Accurate knowledge is important because the first layer of water molecules at the surface of a solid determines how easily water can flow past, guides the growth of ice crystals, and plays an important role in surface chemical phenomena. The metal is, among other things, a widely used catalyst.
The Sandia group present a radically new picture by working at ice-forming temperatures (to stabilize the interaction long enough to view molecular details with a scanning tunneling microscope), and then basing computer simulations on the results.
They found that to exist in the state of least energy – the endpoint sought by all undisturbed materials — water molecules arrange themselves in pentagons and heptagons in the primary wetting layer, not hexagons as their well-known arrangement in ice crystals suggests.
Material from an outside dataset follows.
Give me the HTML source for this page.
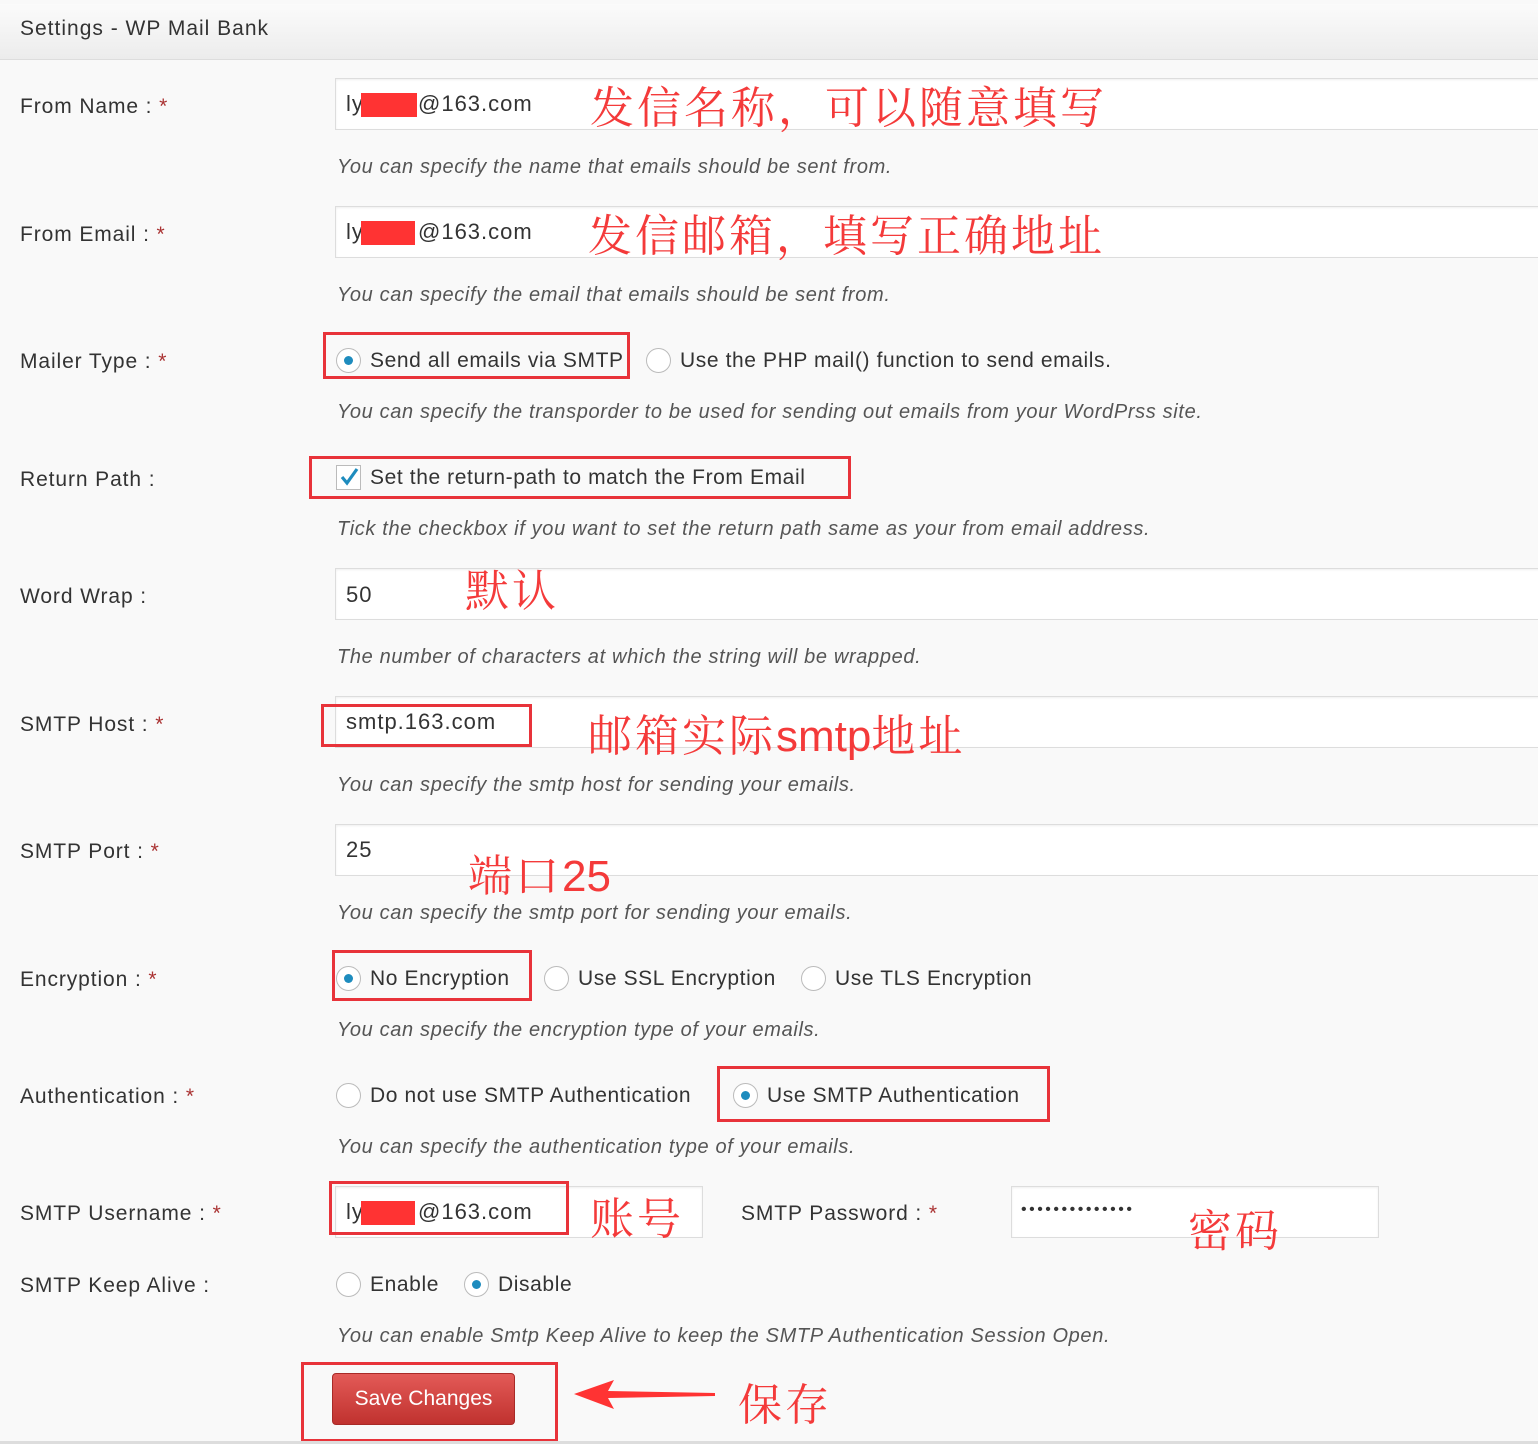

The unexpected result “underlines the importance of directly characterizing the first stages of water adsorption before claiming that one understands how water interacts with solids,” the researchers write in an article published July 9 in Physical Review Letters.
The Sandia team of Shu Nie, Norm Bartelt, Konrad Thürmer and Feibelman began with 1997 experimental results from the University of Göttingen in Germany. Those experiments showed that water initially grows as two-dimensional crystals on platinum, unexpectedly rotated so that they seem poorly aligned with the metal atoms.
Formation of a two-dimensional wetting arrangement has the well-understood meaning that water molecules are more attracted to platinum atoms than to each other. But why the rotation?
High-resolution scanning-tunneling microscope images of the delicate system led the Sandia researchers to attribute the rotation to a clustering of water molecules lying parallel to the metal surface in a way that allows the molecules at the center of the cluster to bind particularly strongly to the metal, becoming, in effect, “molecular anchors.”
The theoretical model proposed by the researchers added the surprising detail that the anchors’ connections to the rest of the wetting layer is through water molecules arrayed in pentagons and heptagons, not hexagons.
“We think the pentagon/heptagon arrangement allows bonds to bend down, connecting higher-lying with lower-lying molecules in a relatively strain-free way,” Feibelman said. “This also suggests, however, that 3-D islands will not grow atop the wetting layer without substantial molecular rearrangement.”
A similar scenario is likely true for water on other metal crystal surfaces, he said. “More image data and more calculations will clarify the picture, probably pretty soon.”
Whether there are lessons from the metal studies that carry over to oxides and other insulators is an interesting question, “one I am drawn to,” Feibelman said. “We hope our results will yield a picture of value, down the track, for applications, but are happy enough to have made the progress we did.”
He notes that water on platinum has become a model system over time because scientists have learned to prepare highly perfect, extremely pure platinum surfaces, and developed tools to study molecules deposited on them.
The work was supported by the Department of Energy’s Office of Basic Energy Sciences.